Exercise requirements:
Output the records exactly as they appear, with no pictures included.

Code that builds pages
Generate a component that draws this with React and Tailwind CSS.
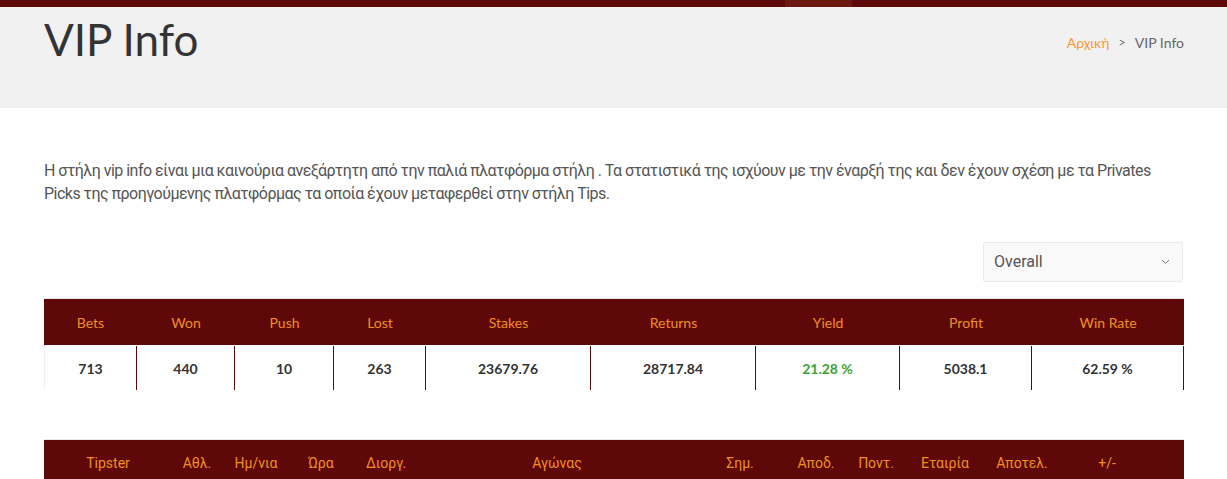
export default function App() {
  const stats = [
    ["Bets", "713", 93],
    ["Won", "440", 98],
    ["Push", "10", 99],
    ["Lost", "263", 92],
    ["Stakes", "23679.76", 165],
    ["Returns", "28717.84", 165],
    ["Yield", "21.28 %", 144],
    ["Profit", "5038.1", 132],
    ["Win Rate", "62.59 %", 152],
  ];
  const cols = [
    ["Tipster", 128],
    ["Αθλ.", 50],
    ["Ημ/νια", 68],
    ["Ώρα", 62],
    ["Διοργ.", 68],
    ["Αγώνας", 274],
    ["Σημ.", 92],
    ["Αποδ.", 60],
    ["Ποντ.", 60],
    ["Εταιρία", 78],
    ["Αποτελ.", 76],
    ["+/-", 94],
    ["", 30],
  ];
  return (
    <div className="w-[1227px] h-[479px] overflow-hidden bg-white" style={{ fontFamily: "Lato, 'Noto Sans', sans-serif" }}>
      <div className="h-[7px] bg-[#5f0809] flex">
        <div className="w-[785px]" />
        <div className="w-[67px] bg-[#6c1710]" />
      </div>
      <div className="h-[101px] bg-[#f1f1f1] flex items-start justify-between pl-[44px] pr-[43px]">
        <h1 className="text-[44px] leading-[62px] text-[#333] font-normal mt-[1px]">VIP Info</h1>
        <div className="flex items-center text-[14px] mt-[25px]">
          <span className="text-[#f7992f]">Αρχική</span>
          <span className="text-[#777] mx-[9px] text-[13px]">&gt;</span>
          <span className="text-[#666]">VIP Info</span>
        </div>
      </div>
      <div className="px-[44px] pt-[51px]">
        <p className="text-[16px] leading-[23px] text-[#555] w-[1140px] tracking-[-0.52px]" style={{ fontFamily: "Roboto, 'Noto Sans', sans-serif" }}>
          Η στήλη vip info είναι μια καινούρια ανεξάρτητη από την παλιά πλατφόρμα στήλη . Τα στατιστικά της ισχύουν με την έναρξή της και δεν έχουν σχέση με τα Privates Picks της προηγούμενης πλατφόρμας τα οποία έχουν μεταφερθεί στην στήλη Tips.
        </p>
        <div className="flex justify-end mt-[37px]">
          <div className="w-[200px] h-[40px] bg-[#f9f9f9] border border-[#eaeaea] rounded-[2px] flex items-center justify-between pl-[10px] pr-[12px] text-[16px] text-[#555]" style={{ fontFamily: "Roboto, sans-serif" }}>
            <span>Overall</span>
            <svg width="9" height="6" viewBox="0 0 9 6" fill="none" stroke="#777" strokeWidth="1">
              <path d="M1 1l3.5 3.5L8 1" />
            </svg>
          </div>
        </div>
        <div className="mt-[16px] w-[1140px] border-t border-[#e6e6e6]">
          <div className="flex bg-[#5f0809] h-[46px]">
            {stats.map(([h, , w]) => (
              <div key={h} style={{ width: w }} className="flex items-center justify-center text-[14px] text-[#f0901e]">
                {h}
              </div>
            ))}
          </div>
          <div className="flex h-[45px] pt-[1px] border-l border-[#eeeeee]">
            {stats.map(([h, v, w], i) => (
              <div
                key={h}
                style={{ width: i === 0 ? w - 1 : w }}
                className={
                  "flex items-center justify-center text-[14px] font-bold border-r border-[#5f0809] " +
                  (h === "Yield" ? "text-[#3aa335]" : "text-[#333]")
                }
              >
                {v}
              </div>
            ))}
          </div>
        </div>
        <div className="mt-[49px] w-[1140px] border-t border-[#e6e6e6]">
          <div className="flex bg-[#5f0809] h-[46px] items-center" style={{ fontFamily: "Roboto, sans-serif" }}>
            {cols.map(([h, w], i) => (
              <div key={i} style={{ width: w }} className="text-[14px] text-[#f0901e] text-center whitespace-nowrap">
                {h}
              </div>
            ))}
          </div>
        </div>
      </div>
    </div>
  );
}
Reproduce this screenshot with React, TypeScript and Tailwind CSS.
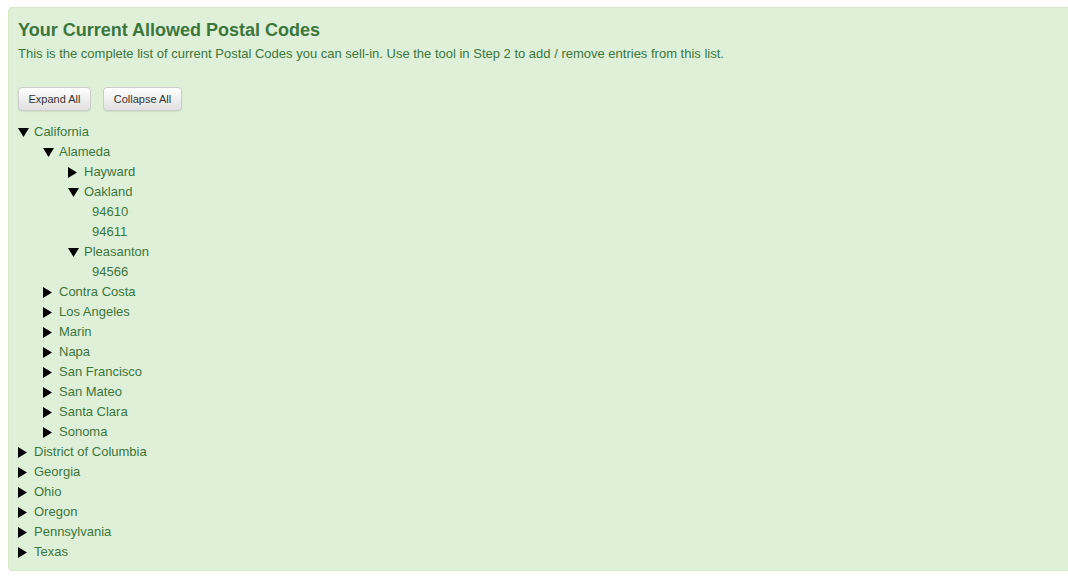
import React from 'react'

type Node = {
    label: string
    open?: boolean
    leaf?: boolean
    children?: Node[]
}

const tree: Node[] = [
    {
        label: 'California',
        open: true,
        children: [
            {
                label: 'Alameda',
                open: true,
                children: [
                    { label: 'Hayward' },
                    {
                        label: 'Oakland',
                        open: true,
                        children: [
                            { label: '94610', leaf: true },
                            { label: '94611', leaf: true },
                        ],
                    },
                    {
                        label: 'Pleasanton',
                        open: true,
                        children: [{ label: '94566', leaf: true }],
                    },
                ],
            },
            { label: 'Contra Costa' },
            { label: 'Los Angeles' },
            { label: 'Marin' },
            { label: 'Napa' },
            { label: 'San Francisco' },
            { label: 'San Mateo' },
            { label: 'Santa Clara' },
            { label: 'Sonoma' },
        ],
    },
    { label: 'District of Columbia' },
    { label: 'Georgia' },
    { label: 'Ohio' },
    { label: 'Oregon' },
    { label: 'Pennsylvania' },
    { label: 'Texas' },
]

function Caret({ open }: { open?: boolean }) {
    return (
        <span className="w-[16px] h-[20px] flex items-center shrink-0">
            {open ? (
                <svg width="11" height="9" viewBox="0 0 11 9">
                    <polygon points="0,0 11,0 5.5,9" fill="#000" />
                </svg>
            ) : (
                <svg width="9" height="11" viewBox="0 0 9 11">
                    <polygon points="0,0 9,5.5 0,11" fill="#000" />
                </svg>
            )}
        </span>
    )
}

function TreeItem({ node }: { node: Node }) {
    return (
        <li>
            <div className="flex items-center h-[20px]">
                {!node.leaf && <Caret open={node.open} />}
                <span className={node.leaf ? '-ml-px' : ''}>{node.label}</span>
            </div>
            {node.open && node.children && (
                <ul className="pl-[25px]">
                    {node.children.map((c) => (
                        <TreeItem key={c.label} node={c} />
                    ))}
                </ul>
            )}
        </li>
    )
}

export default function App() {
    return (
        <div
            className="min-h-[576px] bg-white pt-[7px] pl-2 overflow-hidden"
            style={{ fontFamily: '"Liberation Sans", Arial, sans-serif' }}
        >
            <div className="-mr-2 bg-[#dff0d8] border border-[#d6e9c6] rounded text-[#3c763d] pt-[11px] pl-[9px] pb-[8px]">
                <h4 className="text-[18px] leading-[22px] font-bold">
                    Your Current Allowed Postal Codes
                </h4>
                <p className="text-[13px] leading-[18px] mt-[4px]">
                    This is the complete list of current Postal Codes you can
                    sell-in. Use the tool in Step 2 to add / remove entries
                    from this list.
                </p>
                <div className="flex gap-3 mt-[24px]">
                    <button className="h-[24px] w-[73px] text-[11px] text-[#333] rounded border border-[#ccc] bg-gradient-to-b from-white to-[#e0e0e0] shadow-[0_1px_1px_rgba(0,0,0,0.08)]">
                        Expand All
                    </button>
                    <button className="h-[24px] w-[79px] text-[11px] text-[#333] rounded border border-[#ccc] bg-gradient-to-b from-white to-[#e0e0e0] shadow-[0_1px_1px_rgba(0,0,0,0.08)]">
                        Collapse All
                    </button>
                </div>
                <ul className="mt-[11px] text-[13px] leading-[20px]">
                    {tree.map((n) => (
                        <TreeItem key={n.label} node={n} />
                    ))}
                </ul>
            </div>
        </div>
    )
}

Exercise output:
Generate a component that draws this with React and Tailwind CSS.
export default function App() {
  const stats = [
    ["Bets", "713", 93],
    ["Won", "440", 98],
    ["Push", "10", 99],
    ["Lost", "263", 92],
    ["Stakes", "23679.76", 165],
    ["Returns", "28717.84", 165],
    ["Yield", "21.28 %", 144],
    ["Profit", "5038.1", 132],
    ["Win Rate", "62.59 %", 152],
  ];
  const cols = [
    ["Tipster", 128],
    ["Αθλ.", 50],
    ["Ημ/νια", 68],
    ["Ώρα", 62],
    ["Διοργ.", 68],
    ["Αγώνας", 274],
    ["Σημ.", 92],
    ["Αποδ.", 60],
    ["Ποντ.", 60],
    ["Εταιρία", 78],
    ["Αποτελ.", 76],
    ["+/-", 94],
    ["", 30],
  ];
  return (
    <div className="w-[1227px] h-[479px] overflow-hidden bg-white" style={{ fontFamily: "Lato, 'Noto Sans', sans-serif" }}>
      <div className="h-[7px] bg-[#5f0809] flex">
        <div className="w-[785px]" />
        <div className="w-[67px] bg-[#6c1710]" />
      </div>
      <div className="h-[101px] bg-[#f1f1f1] flex items-start justify-between pl-[44px] pr-[43px]">
        <h1 className="text-[44px] leading-[62px] text-[#333] font-normal mt-[1px]">VIP Info</h1>
        <div className="flex items-center text-[14px] mt-[25px]">
          <span className="text-[#f7992f]">Αρχική</span>
          <span className="text-[#777] mx-[9px] text-[13px]">&gt;</span>
          <span className="text-[#666]">VIP Info</span>
        </div>
      </div>
      <div className="px-[44px] pt-[51px]">
        <p className="text-[16px] leading-[23px] text-[#555] w-[1140px] tracking-[-0.52px]" style={{ fontFamily: "Roboto, 'Noto Sans', sans-serif" }}>
          Η στήλη vip info είναι μια καινούρια ανεξάρτητη από την παλιά πλατφόρμα στήλη . Τα στατιστικά της ισχύουν με την έναρξή της και δεν έχουν σχέση με τα Privates Picks της προηγούμενης πλατφόρμας τα οποία έχουν μεταφερθεί στην στήλη Tips.
        </p>
        <div className="flex justify-end mt-[37px]">
          <div className="w-[200px] h-[40px] bg-[#f9f9f9] border border-[#eaeaea] rounded-[2px] flex items-center justify-between pl-[10px] pr-[12px] text-[16px] text-[#555]" style={{ fontFamily: "Roboto, sans-serif" }}>
            <span>Overall</span>
            <svg width="9" height="6" viewBox="0 0 9 6" fill="none" stroke="#777" strokeWidth="1">
              <path d="M1 1l3.5 3.5L8 1" />
            </svg>
          </div>
        </div>
        <div className="mt-[16px] w-[1140px] border-t border-[#e6e6e6]">
          <div className="flex bg-[#5f0809] h-[46px]">
            {stats.map(([h, , w]) => (
              <div key={h} style={{ width: w }} className="flex items-center justify-center text-[14px] text-[#f0901e]">
                {h}
              </div>
            ))}
          </div>
          <div className="flex h-[45px] pt-[1px] border-l border-[#eeeeee]">
            {stats.map(([h, v, w], i) => (
              <div
                key={h}
                style={{ width: i === 0 ? w - 1 : w }}
                className={
                  "flex items-center justify-center text-[14px] font-bold border-r border-[#5f0809] " +
                  (h === "Yield" ? "text-[#3aa335]" : "text-[#333]")
                }
              >
                {v}
              </div>
            ))}
          </div>
        </div>
        <div className="mt-[49px] w-[1140px] border-t border-[#e6e6e6]">
          <div className="flex bg-[#5f0809] h-[46px] items-center" style={{ fontFamily: "Roboto, sans-serif" }}>
            {cols.map(([h, w], i) => (
              <div key={i} style={{ width: w }} className="text-[14px] text-[#f0901e] text-center whitespace-nowrap">
                {h}
              </div>
            ))}
          </div>
        </div>
      </div>
    </div>
  );
}
Reproduce this screenshot with React, TypeScript and Tailwind CSS.
import React from 'react'

type Node = {
    label: string
    open?: boolean
    leaf?: boolean
    children?: Node[]
}

const tree: Node[] = [
    {
        label: 'California',
        open: true,
        children: [
            {
                label: 'Alameda',
                open: true,
                children: [
                    { label: 'Hayward' },
                    {
                        label: 'Oakland',
                        open: true,
                        children: [
                            { label: '94610', leaf: true },
                            { label: '94611', leaf: true },
                        ],
                    },
                    {
                        label: 'Pleasanton',
                        open: true,
                        children: [{ label: '94566', leaf: true }],
                    },
                ],
            },
            { label: 'Contra Costa' },
            { label: 'Los Angeles' },
            { label: 'Marin' },
            { label: 'Napa' },
            { label: 'San Francisco' },
            { label: 'San Mateo' },
            { label: 'Santa Clara' },
            { label: 'Sonoma' },
        ],
    },
    { label: 'District of Columbia' },
    { label: 'Georgia' },
    { label: 'Ohio' },
    { label: 'Oregon' },
    { label: 'Pennsylvania' },
    { label: 'Texas' },
]

function Caret({ open }: { open?: boolean }) {
    return (
        <span className="w-[16px] h-[20px] flex items-center shrink-0">
            {open ? (
                <svg width="11" height="9" viewBox="0 0 11 9">
                    <polygon points="0,0 11,0 5.5,9" fill="#000" />
                </svg>
            ) : (
                <svg width="9" height="11" viewBox="0 0 9 11">
                    <polygon points="0,0 9,5.5 0,11" fill="#000" />
                </svg>
            )}
        </span>
    )
}

function TreeItem({ node }: { node: Node }) {
    return (
        <li>
            <div className="flex items-center h-[20px]">
                {!node.leaf && <Caret open={node.open} />}
                <span className={node.leaf ? '-ml-px' : ''}>{node.label}</span>
            </div>
            {node.open && node.children && (
                <ul className="pl-[25px]">
                    {node.children.map((c) => (
                        <TreeItem key={c.label} node={c} />
                    ))}
                </ul>
            )}
        </li>
    )
}

export default function App() {
    return (
        <div
            className="min-h-[576px] bg-white pt-[7px] pl-2 overflow-hidden"
            style={{ fontFamily: '"Liberation Sans", Arial, sans-serif' }}
        >
            <div className="-mr-2 bg-[#dff0d8] border border-[#d6e9c6] rounded text-[#3c763d] pt-[11px] pl-[9px] pb-[8px]">
                <h4 className="text-[18px] leading-[22px] font-bold">
                    Your Current Allowed Postal Codes
                </h4>
                <p className="text-[13px] leading-[18px] mt-[4px]">
                    This is the complete list of current Postal Codes you can
                    sell-in. Use the tool in Step 2 to add / remove entries
                    from this list.
                </p>
                <div className="flex gap-3 mt-[24px]">
                    <button className="h-[24px] w-[73px] text-[11px] text-[#333] rounded border border-[#ccc] bg-gradient-to-b from-white to-[#e0e0e0] shadow-[0_1px_1px_rgba(0,0,0,0.08)]">
                        Expand All
                    </button>
                    <button className="h-[24px] w-[79px] text-[11px] text-[#333] rounded border border-[#ccc] bg-gradient-to-b from-white to-[#e0e0e0] shadow-[0_1px_1px_rgba(0,0,0,0.08)]">
                        Collapse All
                    </button>
                </div>
                <ul className="mt-[11px] text-[13px] leading-[20px]">
                    {tree.map((n) => (
                        <TreeItem key={n.label} node={n} />
                    ))}
                </ul>
            </div>
        </div>
    )
}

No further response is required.